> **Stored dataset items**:
+-------+
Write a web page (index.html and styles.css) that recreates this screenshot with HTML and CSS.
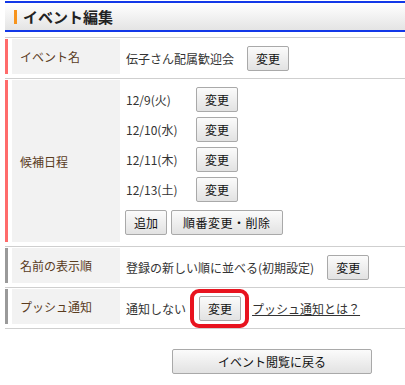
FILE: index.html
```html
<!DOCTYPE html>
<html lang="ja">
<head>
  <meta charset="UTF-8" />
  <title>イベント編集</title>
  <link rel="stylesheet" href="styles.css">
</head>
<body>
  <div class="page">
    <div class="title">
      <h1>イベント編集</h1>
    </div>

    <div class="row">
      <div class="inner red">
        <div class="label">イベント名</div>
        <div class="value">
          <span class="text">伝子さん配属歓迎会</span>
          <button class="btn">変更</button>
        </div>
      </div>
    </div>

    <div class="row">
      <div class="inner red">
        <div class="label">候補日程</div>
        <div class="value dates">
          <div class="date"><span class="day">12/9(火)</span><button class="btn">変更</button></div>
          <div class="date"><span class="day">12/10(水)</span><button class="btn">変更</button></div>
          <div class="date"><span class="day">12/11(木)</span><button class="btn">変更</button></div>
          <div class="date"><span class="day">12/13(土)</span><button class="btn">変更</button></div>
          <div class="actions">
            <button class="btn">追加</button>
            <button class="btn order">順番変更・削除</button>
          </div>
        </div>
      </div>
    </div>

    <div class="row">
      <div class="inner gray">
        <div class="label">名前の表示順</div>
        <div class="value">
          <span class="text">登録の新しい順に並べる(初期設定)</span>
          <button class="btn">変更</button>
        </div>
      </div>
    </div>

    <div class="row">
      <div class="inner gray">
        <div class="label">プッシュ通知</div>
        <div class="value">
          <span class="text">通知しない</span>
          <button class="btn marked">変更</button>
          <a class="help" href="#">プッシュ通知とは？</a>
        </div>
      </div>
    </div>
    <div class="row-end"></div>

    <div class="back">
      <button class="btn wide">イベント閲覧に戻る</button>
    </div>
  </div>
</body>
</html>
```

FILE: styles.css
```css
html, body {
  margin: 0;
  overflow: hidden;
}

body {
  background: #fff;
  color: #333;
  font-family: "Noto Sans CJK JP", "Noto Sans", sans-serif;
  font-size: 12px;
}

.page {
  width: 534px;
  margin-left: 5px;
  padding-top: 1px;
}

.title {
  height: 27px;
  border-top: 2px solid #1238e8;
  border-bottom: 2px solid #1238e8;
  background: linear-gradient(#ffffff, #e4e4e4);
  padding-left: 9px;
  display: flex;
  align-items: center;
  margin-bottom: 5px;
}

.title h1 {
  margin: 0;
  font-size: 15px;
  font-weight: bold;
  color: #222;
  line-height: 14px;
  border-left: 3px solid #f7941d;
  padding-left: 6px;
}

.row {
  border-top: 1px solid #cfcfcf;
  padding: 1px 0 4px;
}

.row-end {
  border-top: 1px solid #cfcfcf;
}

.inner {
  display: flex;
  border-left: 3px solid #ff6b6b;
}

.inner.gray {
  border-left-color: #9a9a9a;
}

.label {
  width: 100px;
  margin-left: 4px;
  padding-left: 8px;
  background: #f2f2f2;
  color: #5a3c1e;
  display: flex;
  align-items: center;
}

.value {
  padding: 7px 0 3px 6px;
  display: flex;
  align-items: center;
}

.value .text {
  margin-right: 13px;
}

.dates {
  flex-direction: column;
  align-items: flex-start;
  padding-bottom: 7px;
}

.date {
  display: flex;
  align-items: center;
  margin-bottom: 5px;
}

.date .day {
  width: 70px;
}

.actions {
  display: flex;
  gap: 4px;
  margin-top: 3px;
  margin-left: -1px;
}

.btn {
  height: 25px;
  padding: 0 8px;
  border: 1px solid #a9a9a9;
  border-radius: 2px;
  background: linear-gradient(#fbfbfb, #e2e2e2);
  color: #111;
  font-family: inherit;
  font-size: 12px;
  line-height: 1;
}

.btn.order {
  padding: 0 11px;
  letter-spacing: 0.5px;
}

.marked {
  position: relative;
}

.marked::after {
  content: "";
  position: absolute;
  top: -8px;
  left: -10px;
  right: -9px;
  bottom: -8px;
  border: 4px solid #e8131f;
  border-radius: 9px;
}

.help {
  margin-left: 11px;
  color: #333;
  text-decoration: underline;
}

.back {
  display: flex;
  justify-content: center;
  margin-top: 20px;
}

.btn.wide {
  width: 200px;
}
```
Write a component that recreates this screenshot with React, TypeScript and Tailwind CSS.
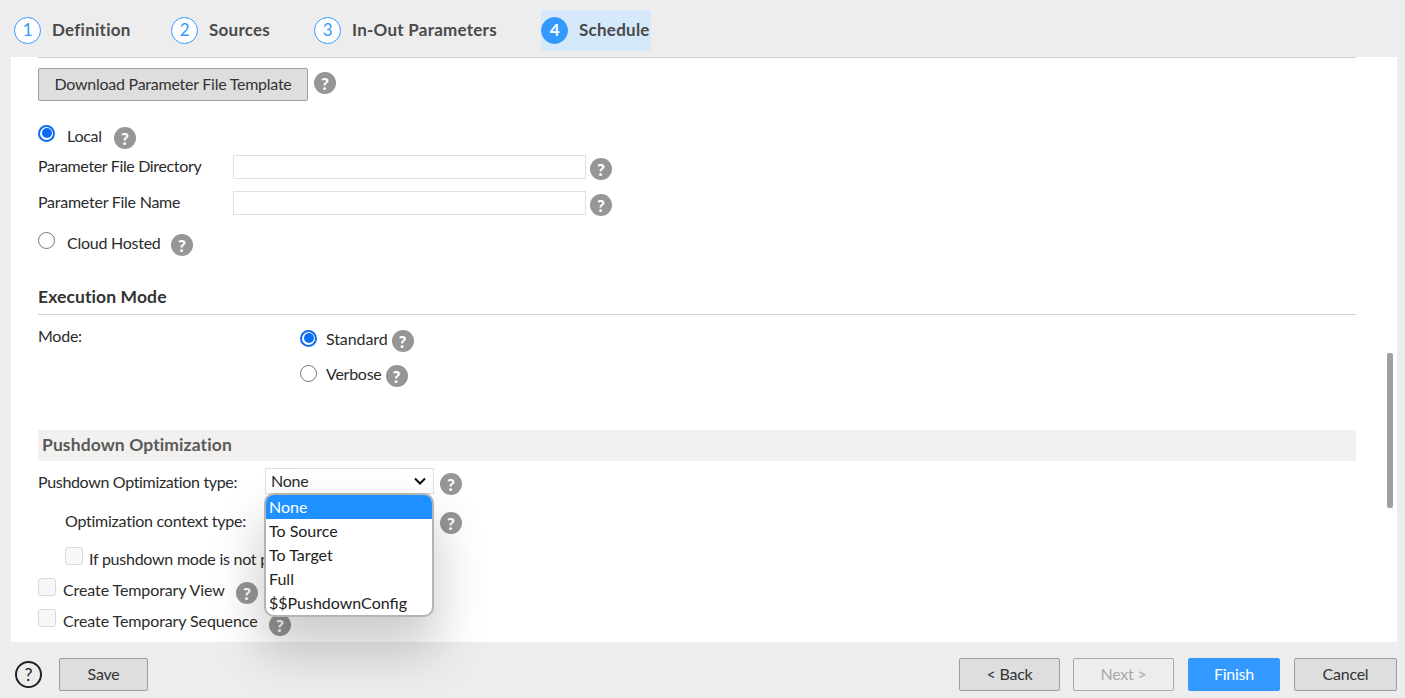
+-------+
> **WHAT THE EXERCISE ASKS**: Leave out the pictures and transcribe the entries above exactly.

> **WORKED ANSWER**:
Write a web page (index.html and styles.css) that recreates this screenshot with HTML and CSS.
FILE: index.html
```html
<!DOCTYPE html>
<html lang="ja">
<head>
  <meta charset="UTF-8" />
  <title>イベント編集</title>
  <link rel="stylesheet" href="styles.css">
</head>
<body>
  <div class="page">
    <div class="title">
      <h1>イベント編集</h1>
    </div>

    <div class="row">
      <div class="inner red">
        <div class="label">イベント名</div>
        <div class="value">
          <span class="text">伝子さん配属歓迎会</span>
          <button class="btn">変更</button>
        </div>
      </div>
    </div>

    <div class="row">
      <div class="inner red">
        <div class="label">候補日程</div>
        <div class="value dates">
          <div class="date"><span class="day">12/9(火)</span><button class="btn">変更</button></div>
          <div class="date"><span class="day">12/10(水)</span><button class="btn">変更</button></div>
          <div class="date"><span class="day">12/11(木)</span><button class="btn">変更</button></div>
          <div class="date"><span class="day">12/13(土)</span><button class="btn">変更</button></div>
          <div class="actions">
            <button class="btn">追加</button>
            <button class="btn order">順番変更・削除</button>
          </div>
        </div>
      </div>
    </div>

    <div class="row">
      <div class="inner gray">
        <div class="label">名前の表示順</div>
        <div class="value">
          <span class="text">登録の新しい順に並べる(初期設定)</span>
          <button class="btn">変更</button>
        </div>
      </div>
    </div>

    <div class="row">
      <div class="inner gray">
        <div class="label">プッシュ通知</div>
        <div class="value">
          <span class="text">通知しない</span>
          <button class="btn marked">変更</button>
          <a class="help" href="#">プッシュ通知とは？</a>
        </div>
      </div>
    </div>
    <div class="row-end"></div>

    <div class="back">
      <button class="btn wide">イベント閲覧に戻る</button>
    </div>
  </div>
</body>
</html>
```

FILE: styles.css
```css
html, body {
  margin: 0;
  overflow: hidden;
}

body {
  background: #fff;
  color: #333;
  font-family: "Noto Sans CJK JP", "Noto Sans", sans-serif;
  font-size: 12px;
}

.page {
  width: 534px;
  margin-left: 5px;
  padding-top: 1px;
}

.title {
  height: 27px;
  border-top: 2px solid #1238e8;
  border-bottom: 2px solid #1238e8;
  background: linear-gradient(#ffffff, #e4e4e4);
  padding-left: 9px;
  display: flex;
  align-items: center;
  margin-bottom: 5px;
}

.title h1 {
  margin: 0;
  font-size: 15px;
  font-weight: bold;
  color: #222;
  line-height: 14px;
  border-left: 3px solid #f7941d;
  padding-left: 6px;
}

.row {
  border-top: 1px solid #cfcfcf;
  padding: 1px 0 4px;
}

.row-end {
  border-top: 1px solid #cfcfcf;
}

.inner {
  display: flex;
  border-left: 3px solid #ff6b6b;
}

.inner.gray {
  border-left-color: #9a9a9a;
}

.label {
  width: 100px;
  margin-left: 4px;
  padding-left: 8px;
  background: #f2f2f2;
  color: #5a3c1e;
  display: flex;
  align-items: center;
}

.value {
  padding: 7px 0 3px 6px;
  display: flex;
  align-items: center;
}

.value .text {
  margin-right: 13px;
}

.dates {
  flex-direction: column;
  align-items: flex-start;
  padding-bottom: 7px;
}

.date {
  display: flex;
  align-items: center;
  margin-bottom: 5px;
}

.date .day {
  width: 70px;
}

.actions {
  display: flex;
  gap: 4px;
  margin-top: 3px;
  margin-left: -1px;
}

.btn {
  height: 25px;
  padding: 0 8px;
  border: 1px solid #a9a9a9;
  border-radius: 2px;
  background: linear-gradient(#fbfbfb, #e2e2e2);
  color: #111;
  font-family: inherit;
  font-size: 12px;
  line-height: 1;
}

.btn.order {
  padding: 0 11px;
  letter-spacing: 0.5px;
}

.marked {
  position: relative;
}

.marked::after {
  content: "";
  position: absolute;
  top: -8px;
  left: -10px;
  right: -9px;
  bottom: -8px;
  border: 4px solid #e8131f;
  border-radius: 9px;
}

.help {
  margin-left: 11px;
  color: #333;
  text-decoration: underline;
}

.back {
  display: flex;
  justify-content: center;
  margin-top: 20px;
}

.btn.wide {
  width: 200px;
}
```
Write a component that recreates this screenshot with React, TypeScript and Tailwind CSS.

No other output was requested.